En septiembre de este año se cumplirá el 40º aniversario del golpe militar que llevó al general Augusto Pinochet al poder, y cabe por ello preguntarse si Chile se ha reconciliado consigo mismo. Mi respuesta es que la verdadera reconciliación aún no ha comenzado.
Reconciliar es algo más que convivir, tolerar o aceptar, y algo muy distinto de olvidar, condenar, hacer justicia, reparar o perdonar. Todo ello se puede hacer sin reconciliarse. Reconciliar es recuperar la confianza en el otro, o en una parte de nosotros mismos, si se trata de una comunidad o una nación. Pero la confianza no puede restablecerse si no entendemos lo que nos llevó a la desunión y no realizamos un esfuerzo por enmendar lo que cada uno puso de sí para que ello ocurriese. Solo así, entendiendo, reconociendo y enmendando, podremos estar seguros de que no vuelva a repetirse.
En este sentido, reconocer los crímenes y las violaciones de derechos humanos cometidos bajo la dictadura militar, así como hacer justicia y reparar a las víctimas, es la antesala necesaria de la reconciliación, pero no debe ser confundida con ella. Eso es lo que hasta ahora se ha hecho y ahí estamos, en la antesala de un esfuerzo por alcanzar una verdadera reconciliación.

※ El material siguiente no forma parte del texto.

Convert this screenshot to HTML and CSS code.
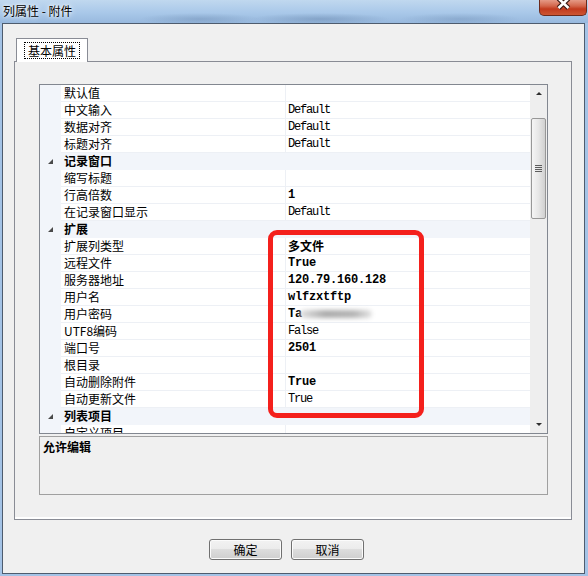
FILE: index.html
```html
<!DOCTYPE html>
<html lang="zh-CN">
<head>
  <meta charset="UTF-8" />
  <meta name="viewport" content="width=device-width, initial-scale=1.0"/>
  <title>列属性 - 附件</title>
  <link rel="stylesheet" href="styles.css">
</head>
<body>

<div class="titlebar">
  <span class="title">列属性 - 附件</span>
  <button class="close-btn" title="关闭">
    <svg width="46" height="15" viewBox="0 0 46 15">
      <path d="M18.5 -1.5 L28.5 8 M28.5 -1.5 L18.5 8" stroke="#3a1a14" stroke-width="5" fill="none"/>
      <path d="M18.5 -1.5 L28.5 8 M28.5 -1.5 L18.5 8" stroke="#fff" stroke-width="2.6" fill="none"/>
    </svg>
  </button>
</div>

<div class="client">
  <div class="tabs">
    <div class="tabstrip">
      <div class="tab"><span class="focus">基本属性</span></div>
    </div>

    <div class="panel">
      <div class="grid">
        <div class="rows">
          <div class="row"><span class="m"></span><span class="k">默认值</span><span class="v"></span></div>
          <div class="row"><span class="m"></span><span class="k">中文输入</span><span class="v">Default</span></div>
          <div class="row"><span class="m"></span><span class="k">数据对齐</span><span class="v">Default</span></div>
          <div class="row"><span class="m"></span><span class="k">标题对齐</span><span class="v">Default</span></div>
          <div class="row cat"><span class="m"><i class="tri"></i></span><span class="k">记录窗口</span></div>
          <div class="row"><span class="m"></span><span class="k">缩写标题</span><span class="v"></span></div>
          <div class="row"><span class="m"></span><span class="k">行高倍数</span><span class="v b">1</span></div>
          <div class="row"><span class="m"></span><span class="k">在记录窗口显示</span><span class="v">Default</span></div>
          <div class="row cat"><span class="m"><i class="tri"></i></span><span class="k">扩展</span></div>
          <div class="row"><span class="m"></span><span class="k">扩展列类型</span><span class="v b"><span class="cjk">多文件</span></span></div>
          <div class="row"><span class="m"></span><span class="k">远程文件</span><span class="v b">True</span></div>
          <div class="row"><span class="m"></span><span class="k">服务器地址</span><span class="v b">120.79.160.128</span></div>
          <div class="row"><span class="m"></span><span class="k">用户名</span><span class="v b">wlfzxtftp</span></div>
          <div class="row"><span class="m"></span><span class="k">用户密码</span><span class="v b">Ta<span class="blur"></span></span></div>
          <div class="row"><span class="m"></span><span class="k">UTF8编码</span><span class="v">False</span></div>
          <div class="row"><span class="m"></span><span class="k">端口号</span><span class="v b">2501</span></div>
          <div class="row"><span class="m"></span><span class="k">根目录</span><span class="v"></span></div>
          <div class="row"><span class="m"></span><span class="k">自动删除附件</span><span class="v b">True</span></div>
          <div class="row"><span class="m"></span><span class="k">自动更新文件</span><span class="v">True</span></div>
          <div class="row cat"><span class="m"><i class="tri"></i></span><span class="k">列表项目</span></div>
          <div class="row"><span class="m"></span><span class="k">自定义项目</span><span class="v"></span></div>
        </div>

        <div class="scrollbar">
          <div class="sb-btn"><i class="arrow-up"></i></div>
          <div class="thumb"><i class="grip"></i></div>
          <div class="sb-track"></div>
          <div class="sb-btn"><i class="arrow-down"></i></div>
        </div>

        <div class="mark"></div>
      </div>

      <div class="desc">允许编辑</div>
    </div>
  </div>

  <div class="buttons">
    <button class="btn">确定</button>
    <button class="btn">取消</button>
  </div>
</div>

</body>
</html>
```

FILE: styles.css
```css
* { box-sizing: border-box; }
body {
  margin: 0;
  width: 588px;
  height: 576px;
  overflow: hidden;
  background: #a4c3e6;
  font-family: "Noto Sans CJK SC", "DejaVu Sans", sans-serif;
  font-size: 12px;
  color: #000;
}

/* window caption */
.titlebar {
  height: 23px;
  display: flex;
  justify-content: space-between;
  align-items: flex-start;
  background:
    radial-gradient(ellipse 60px 6px at 200px 19px, rgba(70,100,140,.25), transparent),
    radial-gradient(ellipse 70px 6px at 320px 19px, rgba(70,100,140,.3), transparent),
    radial-gradient(ellipse 60px 6px at 460px 19px, rgba(70,100,140,.22), transparent),
    linear-gradient(#c0d8ef, #a9c8e9 55%, #98b9de);
}
.title {
  padding: 3px 0 0 3px;
  line-height: 16px;
  text-shadow: 0 0 6px #fff, 0 0 3px #fff;
}
.close-btn {
  display: block;
  width: 48px;
  height: 16px;
  margin-right: 1px;
  padding: 0;
  border: 1px solid #6b2a1c;
  border-top: none;
  border-radius: 0 0 5px 5px;
  background: linear-gradient(#e59a86, #d3664b 40%, #c23a1d 60%, #cc5632);
}
.close-btn svg { display: block; }

/* client area */
.client {
  margin-left: 2px;
  width: 583px;
  height: 551px;
  border: 1px solid #4e5c6e;
  background: #f0f0f0;
}
.tabs {
  width: 558px;
  margin: 14px 0 0 11px;
}
.tabstrip {
  display: flex;
  padding-left: 2px;
}
.tab {
  position: relative;
  z-index: 1;
  width: 72px;
  height: 24px;
  margin-bottom: -1px;
  padding: 3px 0 0 7px;
  border: 1px solid #898c95;
  border-bottom: none;
  background: #fff;
}
.tab .focus {
  display: inline-block;
  padding: 0 3px;
  border: 1px dotted #000;
  line-height: 15px;
}
.panel {
  height: 459px;
  padding: 22px 0 0 24px;
  border: 1px solid #898c95;
  background: #f0f0f0;
  box-shadow: inset 0 -2px 0 #fff;
}

/* property grid */
.grid {
  position: relative;
  display: flex;
  width: 509px;
  height: 350px;
  border: 1px solid #828790;
  background: #fff;
}
.rows {
  width: 490px;
  height: 348px;
  overflow: hidden;
}
.row {
  display: flex;
  height: 17px;
  line-height: 16px;
  white-space: nowrap;
}
.row .m {
  width: 21px;
  flex-shrink: 0;
  background: #f2f5fa;
}
.row .k {
  width: 225px;
  padding-left: 3px;
  border-right: 1px solid #edf0f5;
  border-bottom: 1px solid #edf0f5;
}
.row .v {
  flex: 1;
  padding-left: 2px;
  border-bottom: 1px solid #edf0f5;
  font-family: "Liberation Mono", "Noto Sans CJK SC", monospace;
  font-size: 12px;
  letter-spacing: -1.2px;
}
.row .v.b {
  font-weight: bold;
  letter-spacing: -0.2px;
}
.row .v .cjk {
  font-family: "Noto Sans CJK SC", sans-serif;
  letter-spacing: 0;
}
.row.cat { background: #f2f5fa; }
.row.cat .k {
  flex: 1;
  border: none;
  font-weight: bold;
}
.tri {
  display: block;
  width: 0;
  height: 0;
  margin: 6px 0 0 8px;
  border-left: 5px solid transparent;
  border-bottom: 5px solid #4a4a4a;
}
.blur {
  display: inline-block;
  width: 72px;
  height: 8px;
  margin-left: -2px;
  vertical-align: middle;
  border-radius: 4px;
  background: linear-gradient(to right, #e2e2e2, #acacac 35%, #b4b4b4 75%, #e4e4e4);
  filter: blur(2px);
}

.scrollbar {
  display: flex;
  flex-direction: column;
  width: 17px;
  height: 348px;
  background: #eeeeee;
}
.sb-btn {
  height: 17px;
  display: flex;
  align-items: center;
  justify-content: center;
}
.sb-track { flex: 1; }
.arrow-up, .arrow-down {
  width: 0;
  height: 0;
  border-left: 3px solid transparent;
  border-right: 3px solid transparent;
}
.arrow-up { border-bottom: 3px solid #2e2e2e; }
.arrow-down { border-top: 3px solid #2e2e2e; }
.thumb {
  display: flex;
  align-items: center;
  justify-content: center;
  height: 101px;
  margin: 16px 1px 0;
  border: 1px solid #979797;
  border-radius: 2px;
  background: linear-gradient(to right, #f5f5f5, #e6e6e6 50%, #d0d0d0);
}
.grip {
  width: 7px;
  height: 8px;
  background: repeating-linear-gradient(#5c5c5c 0 1px, transparent 1px 2px);
}

.mark {
  position: absolute;
  left: 228px;
  top: 145px;
  width: 156px;
  height: 188px;
  border: 5px solid #f4201c;
  border-radius: 9px;
  pointer-events: none;
}

.desc {
  width: 509px;
  height: 59px;
  margin-top: 2px;
  padding: 2px 0 0 3px;
  border: 1px solid #a0a0a0;
  font-weight: bold;
  line-height: 15px;
}

/* dialog buttons */
.buttons {
  display: flex;
  gap: 9px;
  margin: 19px 0 0 206px;
}
.btn {
  width: 73px;
  height: 21px;
  padding: 0;
  border: 1px solid #707070;
  border-radius: 3px;
  background: linear-gradient(#f2f2f2, #ebebeb 50%, #dddddd 50%, #cfcfcf);
  box-shadow: inset 0 0 0 1px #fbfbfb;
  font: 12px "Noto Sans CJK SC", sans-serif;
  color: #000;
}
```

Sin embargo, no es seguro que emprendamos ese esfuerzo, ya que nos involucra a todos los que de una u otra manera aportamos algo a esa lamentable marcha de Chile hacia la destrucción de su vieja democracia. Probablemente no sean muchos los que estén dispuestos a reconocer y asumir, con franqueza, valentía y generosidad, su parte en el drama que culminó en septiembre de 1973. Pero no hacerlo implica que nunca podremos alcanzar aquello que es el sentido final de la reconciliación: entender, enmendar y, por ello, poder decir "Nunca más".
Hace ya tiempo llegué al convencimiento de que si algo le debemos a Chile quienes participamos en los hechos que desembocaron en el golpe es justamente esa reflexión sincera y autocrítica. Especialmente si uno proviene de esa izquierda radical que apostó por la destrucción de la vieja institucionalidad chilena y la lucha fratricida como medio para crear una sociedad acorde con sus ideales revolucionarios. Nuestra responsabilidad no fue pequeña, y de ella no nos exime el que después hayamos sido víctimas de las tropelías de la dictadura.
Pongamos las cosas claras. La democracia chilena y la convivencia cívica que era su condición indispensable no se hundieron repentinamente el 11 de septiembre de 1973. La verdad es que ya se habían derrumbado como consecuencia de aquel proceso de ideologización y división irreconciliable de nuestro pueblo que se inicia durante los años 60 y se va profundizando hasta crear un ambiente de guerra civil mental entre los chilenos.
Es hora de sincerarnos sobre el cómo pudo ocurrir. No para hacer más leves las responsabilidades del régimen militar, sino para entender cómo se legitimó el uso de la violencia y quiénes fueron los que realmente abrieron las puertas a aquellos que luego no trepidarían en usarla sistemáticamente para alcanzar sus propósitos. Pero hay algo más. Nuestra experiencia puede servir para que nuevas generaciones de chilenos deseosos de luchar por una sociedad mejor no se dejen conducir por un camino que nuevamente pueda llevar a un Chile en guerra consigo mismo, ya que entonces todos volveremos a perder.
Sobre todo esto deberíamos ser capaces de iniciar una reflexión sincera, ya que para reconciliarse Chile necesita de una memoria histórica sin silencios, que no se adecue a las conveniencias de unos u otros ni se quede a medio camino. Una memoria trunca distorsiona la verdad y da pábulo a una distribución unilateral de las responsabilidades que no nos ayuda a avanzar hacia aquello que le debemos a Chile: un relato verídico de cómo llegamos a separarnos y odiarnos a tal punto que un día nos arrogamos el terrible derecho a destruirnos los unos a los otros.
Mauricio Rojas, exmiembro del Parlamento sueco y profesor adjunto de Historia Económica de la Universidad de Lund (Suecia).